* Start Available data *

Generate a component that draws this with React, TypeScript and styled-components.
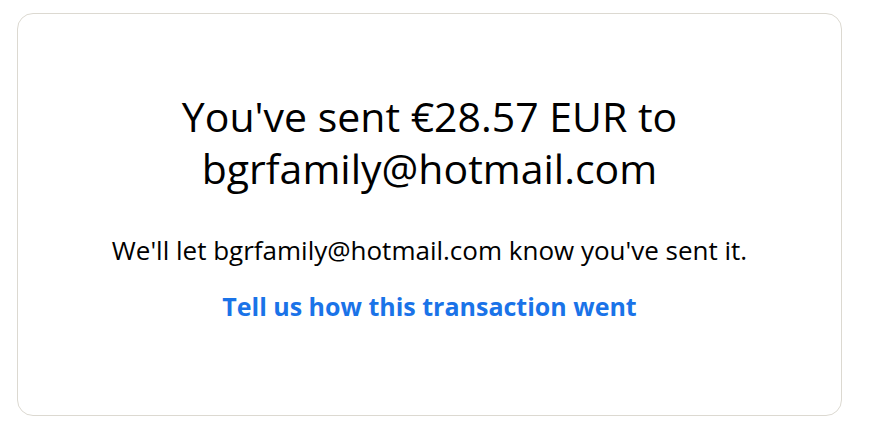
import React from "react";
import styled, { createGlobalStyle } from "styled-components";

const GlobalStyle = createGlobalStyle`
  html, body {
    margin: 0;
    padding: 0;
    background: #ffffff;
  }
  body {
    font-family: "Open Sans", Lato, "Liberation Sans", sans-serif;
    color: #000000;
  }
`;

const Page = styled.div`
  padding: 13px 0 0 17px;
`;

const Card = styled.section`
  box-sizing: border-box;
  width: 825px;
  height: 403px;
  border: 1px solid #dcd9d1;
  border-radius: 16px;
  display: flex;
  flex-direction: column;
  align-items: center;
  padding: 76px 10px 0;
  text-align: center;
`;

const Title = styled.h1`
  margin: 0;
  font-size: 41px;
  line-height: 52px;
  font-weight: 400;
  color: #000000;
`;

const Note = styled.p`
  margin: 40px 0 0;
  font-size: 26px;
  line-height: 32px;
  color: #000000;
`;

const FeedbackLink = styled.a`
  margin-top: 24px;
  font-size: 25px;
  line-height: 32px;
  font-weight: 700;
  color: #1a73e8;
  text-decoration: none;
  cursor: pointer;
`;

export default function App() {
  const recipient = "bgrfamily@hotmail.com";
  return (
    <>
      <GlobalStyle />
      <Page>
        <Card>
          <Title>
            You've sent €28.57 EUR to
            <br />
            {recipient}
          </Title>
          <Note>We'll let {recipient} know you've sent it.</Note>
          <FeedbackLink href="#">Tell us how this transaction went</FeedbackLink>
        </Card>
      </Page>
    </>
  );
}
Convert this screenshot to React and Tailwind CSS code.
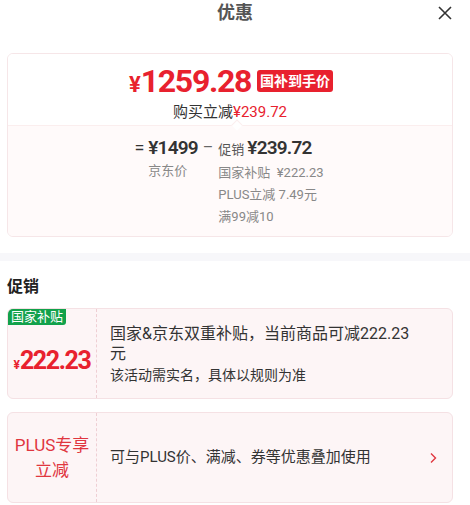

* End Available data *

What is being asked:
Transcribe the entries above verbatim, omitting their pictures.

Worked solution:
Generate a component that draws this with React, TypeScript and styled-components.
import React from "react";
import styled, { createGlobalStyle } from "styled-components";

const GlobalStyle = createGlobalStyle`
  html, body {
    margin: 0;
    padding: 0;
    background: #ffffff;
  }
  body {
    font-family: "Open Sans", Lato, "Liberation Sans", sans-serif;
    color: #000000;
  }
`;

const Page = styled.div`
  padding: 13px 0 0 17px;
`;

const Card = styled.section`
  box-sizing: border-box;
  width: 825px;
  height: 403px;
  border: 1px solid #dcd9d1;
  border-radius: 16px;
  display: flex;
  flex-direction: column;
  align-items: center;
  padding: 76px 10px 0;
  text-align: center;
`;

const Title = styled.h1`
  margin: 0;
  font-size: 41px;
  line-height: 52px;
  font-weight: 400;
  color: #000000;
`;

const Note = styled.p`
  margin: 40px 0 0;
  font-size: 26px;
  line-height: 32px;
  color: #000000;
`;

const FeedbackLink = styled.a`
  margin-top: 24px;
  font-size: 25px;
  line-height: 32px;
  font-weight: 700;
  color: #1a73e8;
  text-decoration: none;
  cursor: pointer;
`;

export default function App() {
  const recipient = "bgrfamily@hotmail.com";
  return (
    <>
      <GlobalStyle />
      <Page>
        <Card>
          <Title>
            You've sent €28.57 EUR to
            <br />
            {recipient}
          </Title>
          <Note>We'll let {recipient} know you've sent it.</Note>
          <FeedbackLink href="#">Tell us how this transaction went</FeedbackLink>
        </Card>
      </Page>
    </>
  );
}
Convert this screenshot to React and Tailwind CSS code.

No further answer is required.